*Given material*:
^^^^
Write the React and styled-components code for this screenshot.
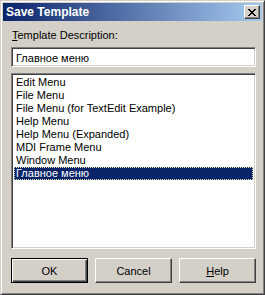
import React, { useState } from "react";
import styled, { createGlobalStyle } from "styled-components";

const GlobalStyle = createGlobalStyle`
  html, body {
    margin: 0;
    padding: 0;
    background: #d4d0c8;
  }
  * {
    box-sizing: border-box;
  }
`;

const Window = styled.div`
  width: 265px;
  height: 295px;
  display: flex;
  flex-direction: column;
  background: #d4d0c8;
  border: 1px solid;
  border-color: #d4d0c8 #404040 #404040 #d4d0c8;
  box-shadow: inset 1px 1px #ffffff, inset -1px -1px #808080;
  padding: 2px;
  font-family: "Liberation Sans", Arial, sans-serif;
  font-size: 11px;
  color: #000;
`;

const TitleBar = styled.div`
  height: 18px;
  display: flex;
  align-items: center;
  justify-content: space-between;
  padding: 0 2px 0 2px;
  background: linear-gradient(to right, #0a246a, #a6caf0);
`;

const Title = styled.span`
  color: #fff;
  font-weight: bold;
  font-size: 12px;
  line-height: 18px;
  padding-left: 1px;
`;

const CloseButton = styled.div`
  width: 16px;
  height: 14px;
  display: flex;
  align-items: center;
  justify-content: center;
  background: #d4d0c8;
  border: 1px solid;
  border-color: #ffffff #404040 #404040 #ffffff;
  box-shadow: inset -1px -1px #808080;
`;

const Body = styled.div`
  flex: 1;
  display: flex;
  flex-direction: column;
  padding: 8px 6px 9px 8px;
`;

const Label = styled.div`
  height: 13px;
  line-height: 13px;
  margin-bottom: 5px;
  padding-left: 1px;
`;

const Key = styled.span`
  text-decoration: underline;
`;

const Sunken = styled.div`
  width: 245px;
  background: #fff;
  border: 1px solid;
  border-color: #808080 #ffffff #ffffff #808080;
  box-shadow: inset 1px 1px #404040, inset -1px -1px #d4d0c8;
`;

const TextBox = styled(Sunken)`
  height: 20px;
  line-height: 16px;
  padding: 2px 4px;
  margin-bottom: 6px;
`;

const ListBox = styled(Sunken)`
  height: 176px;
  padding: 2px;
  margin-bottom: 9px;
`;

const Item = styled.div`
  height: 13px;
  line-height: 13px;
  padding-left: 2px;
  white-space: nowrap;
  color: ${(p) => (p.$selected ? "#fff" : "#000")};
  background: ${(p) => (p.$selected ? "#0a246a" : "transparent")};
  outline: ${(p) => (p.$selected ? "1px dotted #e8e4b0" : "none")};
  outline-offset: -1px;
`;

const Buttons = styled.div`
  display: flex;
  gap: 7px;
`;

const Button = styled.div`
  width: 77px;
  height: 25px;
  display: flex;
  align-items: center;
  justify-content: center;
  background: #d4d0c8;
  border: 1px solid;
  border-color: ${(p) =>
    p.$default ? "#000" : "#ffffff #404040 #404040 #ffffff"};
  box-shadow: ${(p) =>
    p.$default
      ? "inset 1px 1px #ffffff, inset -1px -1px #404040, inset -2px -2px #808080"
      : "inset -1px -1px #808080"};
`;

const items = [
  "Edit Menu",
  "File Menu",
  "File Menu (for TextEdit Example)",
  "Help Menu",
  "Help Menu (Expanded)",
  "MDI Frame Menu",
  "Window Menu",
  "Главное меню",
];

export default function App() {
  const [selected, setSelected] = useState(7);
  return (
    <>
      <GlobalStyle />
      <Window>
        <TitleBar>
          <Title>Save Template</Title>
          <CloseButton>
            <svg width="8" height="7" viewBox="0 0 8 7">
              <path
                d="M0 0h2v1h1v1h2v-1h1v-1h2v1h-1v1h-1v1h-1v1h1v1h1v1h1v1h-2v-1h-1v-1h-2v1h-1v1h-2v-1h1v-1h1v-1h1v-1h-1v-1h-1v-1h-1z"
                fill="#000"
              />
            </svg>
          </CloseButton>
        </TitleBar>
        <Body>
          <Label>
            <Key>T</Key>emplate Description:
          </Label>
          <TextBox>Главное меню</TextBox>
          <ListBox>
            {items.map((it, i) => (
              <Item
                key={it}
                $selected={i === selected}
                onClick={() => setSelected(i)}
              >
                {it}
              </Item>
            ))}
          </ListBox>
          <Buttons>
            <Button $default>OK</Button>
            <Button>Cancel</Button>
            <Button>
              <span>
                <Key>H</Key>elp
              </span>
            </Button>
          </Buttons>
        </Body>
      </Window>
    </>
  );
}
^^^^
*Aim of the task*: Output an exact copy of the material, with the pictures removed.

*Written solution*:
Write the React and styled-components code for this screenshot.
import React, { useState } from "react";
import styled, { createGlobalStyle } from "styled-components";

const GlobalStyle = createGlobalStyle`
  html, body {
    margin: 0;
    padding: 0;
    background: #d4d0c8;
  }
  * {
    box-sizing: border-box;
  }
`;

const Window = styled.div`
  width: 265px;
  height: 295px;
  display: flex;
  flex-direction: column;
  background: #d4d0c8;
  border: 1px solid;
  border-color: #d4d0c8 #404040 #404040 #d4d0c8;
  box-shadow: inset 1px 1px #ffffff, inset -1px -1px #808080;
  padding: 2px;
  font-family: "Liberation Sans", Arial, sans-serif;
  font-size: 11px;
  color: #000;
`;

const TitleBar = styled.div`
  height: 18px;
  display: flex;
  align-items: center;
  justify-content: space-between;
  padding: 0 2px 0 2px;
  background: linear-gradient(to right, #0a246a, #a6caf0);
`;

const Title = styled.span`
  color: #fff;
  font-weight: bold;
  font-size: 12px;
  line-height: 18px;
  padding-left: 1px;
`;

const CloseButton = styled.div`
  width: 16px;
  height: 14px;
  display: flex;
  align-items: center;
  justify-content: center;
  background: #d4d0c8;
  border: 1px solid;
  border-color: #ffffff #404040 #404040 #ffffff;
  box-shadow: inset -1px -1px #808080;
`;

const Body = styled.div`
  flex: 1;
  display: flex;
  flex-direction: column;
  padding: 8px 6px 9px 8px;
`;

const Label = styled.div`
  height: 13px;
  line-height: 13px;
  margin-bottom: 5px;
  padding-left: 1px;
`;

const Key = styled.span`
  text-decoration: underline;
`;

const Sunken = styled.div`
  width: 245px;
  background: #fff;
  border: 1px solid;
  border-color: #808080 #ffffff #ffffff #808080;
  box-shadow: inset 1px 1px #404040, inset -1px -1px #d4d0c8;
`;

const TextBox = styled(Sunken)`
  height: 20px;
  line-height: 16px;
  padding: 2px 4px;
  margin-bottom: 6px;
`;

const ListBox = styled(Sunken)`
  height: 176px;
  padding: 2px;
  margin-bottom: 9px;
`;

const Item = styled.div`
  height: 13px;
  line-height: 13px;
  padding-left: 2px;
  white-space: nowrap;
  color: ${(p) => (p.$selected ? "#fff" : "#000")};
  background: ${(p) => (p.$selected ? "#0a246a" : "transparent")};
  outline: ${(p) => (p.$selected ? "1px dotted #e8e4b0" : "none")};
  outline-offset: -1px;
`;

const Buttons = styled.div`
  display: flex;
  gap: 7px;
`;

const Button = styled.div`
  width: 77px;
  height: 25px;
  display: flex;
  align-items: center;
  justify-content: center;
  background: #d4d0c8;
  border: 1px solid;
  border-color: ${(p) =>
    p.$default ? "#000" : "#ffffff #404040 #404040 #ffffff"};
  box-shadow: ${(p) =>
    p.$default
      ? "inset 1px 1px #ffffff, inset -1px -1px #404040, inset -2px -2px #808080"
      : "inset -1px -1px #808080"};
`;

const items = [
  "Edit Menu",
  "File Menu",
  "File Menu (for TextEdit Example)",
  "Help Menu",
  "Help Menu (Expanded)",
  "MDI Frame Menu",
  "Window Menu",
  "Главное меню",
];

export default function App() {
  const [selected, setSelected] = useState(7);
  return (
    <>
      <GlobalStyle />
      <Window>
        <TitleBar>
          <Title>Save Template</Title>
          <CloseButton>
            <svg width="8" height="7" viewBox="0 0 8 7">
              <path
                d="M0 0h2v1h1v1h2v-1h1v-1h2v1h-1v1h-1v1h-1v1h1v1h1v1h1v1h-2v-1h-1v-1h-2v1h-1v1h-2v-1h1v-1h1v-1h1v-1h-1v-1h-1v-1h-1z"
                fill="#000"
              />
            </svg>
          </CloseButton>
        </TitleBar>
        <Body>
          <Label>
            <Key>T</Key>emplate Description:
          </Label>
          <TextBox>Главное меню</TextBox>
          <ListBox>
            {items.map((it, i) => (
              <Item
                key={it}
                $selected={i === selected}
                onClick={() => setSelected(i)}
              >
                {it}
              </Item>
            ))}
          </ListBox>
          <Buttons>
            <Button $default>OK</Button>
            <Button>Cancel</Button>
            <Button>
              <span>
                <Key>H</Key>elp
              </span>
            </Button>
          </Buttons>
        </Body>
      </Window>
    </>
  );
}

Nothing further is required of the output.